In chess, as in life, good and bad are said in terms of an end.  If those silly students had shouted, not “d5!” but “Checkmate the other guy!” they would have been moving closer to the right answer.  Not all the way there, but it’s the first step in the right direction.  You have to know your end and want to move toward it before anything else.  First law of practical reasoning:

Begin with the end in mind.  Begin with the end in mind.  Begin with the end in mind.

Next question, which is the question our GM instructor is always getting at: How do we get there?  Now we are talking about the plan.  Between the move and the end there is the plan.

In the lingo of Aquinas, coming up with a plan is called counsel, or deliberation on means.  Deliberation: I know I want to do X.  How do I do it?  How can I do it?  What are the good ways to do it?  What is the best way to do it?  That’s counsel.  And now we have a real problem.
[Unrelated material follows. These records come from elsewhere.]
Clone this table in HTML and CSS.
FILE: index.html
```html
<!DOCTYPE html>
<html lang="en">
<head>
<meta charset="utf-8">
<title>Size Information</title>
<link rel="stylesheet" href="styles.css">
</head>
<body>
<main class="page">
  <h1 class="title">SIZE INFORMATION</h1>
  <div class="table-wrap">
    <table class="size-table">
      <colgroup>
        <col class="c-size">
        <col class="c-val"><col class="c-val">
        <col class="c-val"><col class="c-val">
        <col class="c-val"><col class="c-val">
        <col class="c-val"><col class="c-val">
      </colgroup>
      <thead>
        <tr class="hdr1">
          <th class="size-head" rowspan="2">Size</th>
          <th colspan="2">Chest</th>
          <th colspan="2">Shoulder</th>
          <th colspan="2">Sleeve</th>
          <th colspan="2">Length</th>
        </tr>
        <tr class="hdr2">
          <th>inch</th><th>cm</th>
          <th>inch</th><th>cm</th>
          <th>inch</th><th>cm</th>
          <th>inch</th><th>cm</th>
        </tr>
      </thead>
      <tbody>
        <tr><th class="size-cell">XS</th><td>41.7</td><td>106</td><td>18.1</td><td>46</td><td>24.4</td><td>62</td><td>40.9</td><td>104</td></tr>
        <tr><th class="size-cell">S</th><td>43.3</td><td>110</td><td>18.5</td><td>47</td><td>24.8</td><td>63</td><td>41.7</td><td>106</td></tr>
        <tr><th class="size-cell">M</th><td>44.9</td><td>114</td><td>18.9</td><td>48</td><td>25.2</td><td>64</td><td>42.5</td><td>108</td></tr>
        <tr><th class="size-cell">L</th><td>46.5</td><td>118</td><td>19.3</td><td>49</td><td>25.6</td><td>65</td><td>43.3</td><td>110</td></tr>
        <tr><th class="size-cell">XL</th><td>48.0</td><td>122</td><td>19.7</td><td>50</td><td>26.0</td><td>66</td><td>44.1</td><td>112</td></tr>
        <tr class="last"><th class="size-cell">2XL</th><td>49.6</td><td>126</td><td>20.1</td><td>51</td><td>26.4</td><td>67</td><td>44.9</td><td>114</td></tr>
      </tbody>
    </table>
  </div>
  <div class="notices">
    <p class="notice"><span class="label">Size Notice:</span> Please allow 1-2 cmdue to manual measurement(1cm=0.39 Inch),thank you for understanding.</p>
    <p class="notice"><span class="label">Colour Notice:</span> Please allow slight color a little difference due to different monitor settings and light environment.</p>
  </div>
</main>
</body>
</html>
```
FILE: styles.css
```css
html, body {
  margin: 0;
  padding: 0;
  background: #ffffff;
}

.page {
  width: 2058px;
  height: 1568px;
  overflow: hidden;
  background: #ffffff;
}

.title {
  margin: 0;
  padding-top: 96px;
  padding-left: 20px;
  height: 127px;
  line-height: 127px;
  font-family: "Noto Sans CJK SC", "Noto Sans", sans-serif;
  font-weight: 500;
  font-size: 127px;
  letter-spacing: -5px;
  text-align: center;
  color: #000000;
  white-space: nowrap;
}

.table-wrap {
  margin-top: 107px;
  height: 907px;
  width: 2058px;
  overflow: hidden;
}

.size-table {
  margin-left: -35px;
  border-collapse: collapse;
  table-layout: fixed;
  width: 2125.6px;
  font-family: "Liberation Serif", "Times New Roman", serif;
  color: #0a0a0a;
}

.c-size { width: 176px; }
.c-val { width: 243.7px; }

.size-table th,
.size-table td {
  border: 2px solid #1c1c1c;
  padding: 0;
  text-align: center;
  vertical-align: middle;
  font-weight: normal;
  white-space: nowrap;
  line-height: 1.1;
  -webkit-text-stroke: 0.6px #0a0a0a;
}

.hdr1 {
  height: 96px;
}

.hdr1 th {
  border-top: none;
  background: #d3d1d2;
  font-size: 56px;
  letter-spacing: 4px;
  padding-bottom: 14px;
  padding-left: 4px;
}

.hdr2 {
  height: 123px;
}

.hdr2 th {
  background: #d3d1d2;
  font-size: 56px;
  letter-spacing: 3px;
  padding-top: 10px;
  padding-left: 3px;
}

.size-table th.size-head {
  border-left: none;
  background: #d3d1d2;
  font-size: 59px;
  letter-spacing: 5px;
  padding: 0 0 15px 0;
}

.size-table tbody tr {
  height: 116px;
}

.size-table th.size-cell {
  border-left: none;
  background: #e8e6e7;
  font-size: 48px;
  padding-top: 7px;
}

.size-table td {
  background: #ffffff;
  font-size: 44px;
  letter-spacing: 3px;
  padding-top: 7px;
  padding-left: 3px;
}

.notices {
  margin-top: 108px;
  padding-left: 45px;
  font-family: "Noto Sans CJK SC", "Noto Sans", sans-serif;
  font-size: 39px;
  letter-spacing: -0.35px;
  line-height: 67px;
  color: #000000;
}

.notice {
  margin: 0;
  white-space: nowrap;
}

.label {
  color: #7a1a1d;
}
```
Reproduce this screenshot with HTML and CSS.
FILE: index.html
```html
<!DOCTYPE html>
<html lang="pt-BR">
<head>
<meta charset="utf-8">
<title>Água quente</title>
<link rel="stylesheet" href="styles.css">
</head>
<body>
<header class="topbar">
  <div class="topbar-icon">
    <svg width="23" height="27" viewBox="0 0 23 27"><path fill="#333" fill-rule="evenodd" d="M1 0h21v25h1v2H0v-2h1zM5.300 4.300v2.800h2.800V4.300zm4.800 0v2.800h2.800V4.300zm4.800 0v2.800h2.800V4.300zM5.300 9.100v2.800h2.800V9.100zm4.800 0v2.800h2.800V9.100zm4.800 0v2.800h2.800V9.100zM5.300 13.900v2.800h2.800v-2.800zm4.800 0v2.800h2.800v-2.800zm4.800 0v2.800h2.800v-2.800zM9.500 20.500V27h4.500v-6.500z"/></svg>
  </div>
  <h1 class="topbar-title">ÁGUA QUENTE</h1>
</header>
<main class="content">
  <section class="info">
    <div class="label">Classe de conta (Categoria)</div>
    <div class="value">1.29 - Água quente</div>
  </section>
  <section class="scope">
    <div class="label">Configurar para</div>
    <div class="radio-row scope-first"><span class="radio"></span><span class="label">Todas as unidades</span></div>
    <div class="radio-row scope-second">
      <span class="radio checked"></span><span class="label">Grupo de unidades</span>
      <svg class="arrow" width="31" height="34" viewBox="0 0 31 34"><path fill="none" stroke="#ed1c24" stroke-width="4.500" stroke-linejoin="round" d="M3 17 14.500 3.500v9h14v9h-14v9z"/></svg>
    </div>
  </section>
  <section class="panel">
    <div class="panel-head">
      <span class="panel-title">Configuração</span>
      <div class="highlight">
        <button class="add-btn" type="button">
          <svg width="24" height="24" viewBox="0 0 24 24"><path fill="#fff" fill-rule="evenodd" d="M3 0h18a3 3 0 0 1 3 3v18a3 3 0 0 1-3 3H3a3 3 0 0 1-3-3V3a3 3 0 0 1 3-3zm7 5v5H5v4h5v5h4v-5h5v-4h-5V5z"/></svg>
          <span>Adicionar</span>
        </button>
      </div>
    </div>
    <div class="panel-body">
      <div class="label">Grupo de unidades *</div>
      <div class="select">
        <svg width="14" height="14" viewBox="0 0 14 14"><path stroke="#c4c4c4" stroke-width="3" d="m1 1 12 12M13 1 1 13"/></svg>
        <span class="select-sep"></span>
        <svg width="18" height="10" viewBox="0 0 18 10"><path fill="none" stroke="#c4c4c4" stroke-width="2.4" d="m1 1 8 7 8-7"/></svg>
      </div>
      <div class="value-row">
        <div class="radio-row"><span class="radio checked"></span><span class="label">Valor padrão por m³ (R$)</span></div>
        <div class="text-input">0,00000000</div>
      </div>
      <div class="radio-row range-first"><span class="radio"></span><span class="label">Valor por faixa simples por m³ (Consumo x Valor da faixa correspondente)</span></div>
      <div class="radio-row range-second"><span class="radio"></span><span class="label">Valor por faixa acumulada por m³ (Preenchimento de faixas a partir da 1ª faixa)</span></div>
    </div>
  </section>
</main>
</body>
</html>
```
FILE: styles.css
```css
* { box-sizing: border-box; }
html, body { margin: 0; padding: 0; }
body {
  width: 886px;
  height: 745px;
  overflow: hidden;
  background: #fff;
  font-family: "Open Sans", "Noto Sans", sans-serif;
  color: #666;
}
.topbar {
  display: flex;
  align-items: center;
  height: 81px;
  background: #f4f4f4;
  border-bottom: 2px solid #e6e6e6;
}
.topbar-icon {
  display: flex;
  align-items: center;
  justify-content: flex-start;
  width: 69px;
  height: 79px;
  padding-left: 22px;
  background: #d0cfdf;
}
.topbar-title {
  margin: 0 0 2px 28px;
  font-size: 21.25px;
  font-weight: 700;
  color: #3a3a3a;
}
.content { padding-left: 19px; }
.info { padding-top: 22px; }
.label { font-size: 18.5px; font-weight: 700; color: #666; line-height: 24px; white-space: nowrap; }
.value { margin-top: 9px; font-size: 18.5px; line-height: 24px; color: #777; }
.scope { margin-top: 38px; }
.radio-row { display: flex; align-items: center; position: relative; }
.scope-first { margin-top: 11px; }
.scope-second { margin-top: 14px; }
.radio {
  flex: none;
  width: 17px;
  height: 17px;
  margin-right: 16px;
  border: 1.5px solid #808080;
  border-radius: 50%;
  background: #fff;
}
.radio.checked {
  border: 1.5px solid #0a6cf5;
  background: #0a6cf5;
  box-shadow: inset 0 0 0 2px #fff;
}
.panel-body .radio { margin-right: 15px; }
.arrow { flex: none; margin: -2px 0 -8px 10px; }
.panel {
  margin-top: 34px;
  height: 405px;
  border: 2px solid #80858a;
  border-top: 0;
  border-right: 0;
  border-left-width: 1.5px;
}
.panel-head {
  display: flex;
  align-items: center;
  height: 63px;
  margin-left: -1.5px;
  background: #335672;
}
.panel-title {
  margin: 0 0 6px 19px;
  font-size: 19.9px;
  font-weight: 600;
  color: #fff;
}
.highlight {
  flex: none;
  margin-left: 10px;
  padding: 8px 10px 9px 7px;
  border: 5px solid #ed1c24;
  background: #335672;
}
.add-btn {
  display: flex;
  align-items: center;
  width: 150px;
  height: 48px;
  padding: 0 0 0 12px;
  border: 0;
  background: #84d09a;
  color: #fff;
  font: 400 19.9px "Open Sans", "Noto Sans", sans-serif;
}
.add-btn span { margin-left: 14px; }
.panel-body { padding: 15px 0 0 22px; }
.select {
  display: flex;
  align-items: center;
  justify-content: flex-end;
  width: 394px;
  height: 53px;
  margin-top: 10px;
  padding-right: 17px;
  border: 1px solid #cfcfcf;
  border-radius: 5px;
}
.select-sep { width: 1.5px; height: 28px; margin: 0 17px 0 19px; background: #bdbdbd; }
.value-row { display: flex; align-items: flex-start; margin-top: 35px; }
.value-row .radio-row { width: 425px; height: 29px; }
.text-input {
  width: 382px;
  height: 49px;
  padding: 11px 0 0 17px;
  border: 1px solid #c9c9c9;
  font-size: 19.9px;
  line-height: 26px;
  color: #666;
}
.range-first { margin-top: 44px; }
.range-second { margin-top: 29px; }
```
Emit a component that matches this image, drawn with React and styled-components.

Between the start of a chess game and its conclusion in checkmate, there are a lot of possible plans.  In fact, once you account for variations in plan, there is a practical infinity of plans–far too many for the human mind to think through.  As is often quoted in many contexts, there are more possible moves in a chess game than there are atoms in the universe.  In fact, if we eliminated two rules from chess–the two drawing rules by repetition or fifty moves without a capture or pawn advance–there would be a truly infinite number of moves and a truly infinite number of plans.

Aquinas addresses this problem in an article about whether the process of counsel is infinite.  If it is infinite, then we can never finish doing it, which means that at some point our reasoning process is fundamentally irrational.  We have to shrug and jump forward for no reason.

Hey, that sounds like how I play chess!

But when good players play chess, they have a wealth of acquired knowledge about structures, strategies, tactics, relative values of pieces, etc.  You can study those in a book, or have a chess coach, and you can acquire them through experience.  At the other end of things, you have the moves that are available to you right now.  Counsel is the charting from where you want to be back to what you have at your disposal right now, filtered through all the things you know how to do.

Sure, you could try to sit at the board and calculate everything at every step, using your intellect and senses to build from scratch, but there’s a reason they time the games and there’s a limit on human ability anyway.  The really great players don’t need to do that; they play the right move much faster than you can imagine unless you’ve seen one play.  The proverb is that a grandmaster throws his knight up in the air and it always lands on the right spot.  The reality is that GMs are drawing on all of those sources of knowledge, and simplifying the process of counsel.  Rationally limiting a rational process to be rational, if you will.

Ok so what happens when you know, one way or another, that you have multiple plans at your disposal?  Now it’s time for the next phase of practical reason: consent, or approval of the means.

Some courses of action require more calculation than others.  Some will require the opponent to find very tricky, very accurate moves to survive.  Some will require me to find very tricky, very accurate moves because my king will be badly exposed.  Some will be safe but probably lead to a draw unless the opponent makes a terrible blunder.  Some will lead to structures that make me uncomfortable.  Some will lead to structures that I’ve played a thousand times and know like the back of my hand.

Consent is the embrace of the judgment of counsel: I like some of those plans and I don’t like others.  Maybe I only like one plan; maybe I like three; maybe I don’t like any of them and need to re-evaluate.  As the GMs like to say, skeptically, to their students: “That’s a plan, sure.  Is it a good one?” (Also of note, especially for players like me: better to have a bad plan than no plan at all!)

No matter how many plans you consent to, if you want to play the game–if you want to get to the end and win the game–then you’re going to have to choose one.  And that’s the next phase of practical reasoning: choice, or election of means.

Choice of plan is clearest when we consent to multiple plans, but it’s still necessary for moving forward even when there is only consent to one plan–you can always just sit there and do nothing!  And if you don’t like any of your plans, then you go back to the counsel phase and decide which one is least bad–or try to find a new one!

So far we’ve talked about this process at the broader, more universal level of plan.  To really finish the process of practical reason we have to reason all the way down to the fundamental unit in chess: the move.  But the reasoning out of the plan as good or bad terminates in part at “what I can do now.”  Perhaps there is more than one move to accomplish the plan, and the player must initiate a second process of counsel.  But either way, the reason for the plan is still anchored on those two points: that it gets me to checkmate (hopefully) and that it is something I can do now.

Something makes chess very interesting and verrry complicated, however.  There is a (putatively) rational agent sitting across the table from you!  The thrill of chess comes from the collision of plans, the re-evaluation and the mistakes and the tempi and all the rest.  Each player is doing this, each player has to take the other’s plan into account, each player has to make moves that advance one plan and thwart another.  Chess is hard!  But that’s what makes it fun.

Make use of those pieces!  Execute the plan by executing the move!  Enjoy the victory!

And stop guessing when you play chess.  It’s irrational.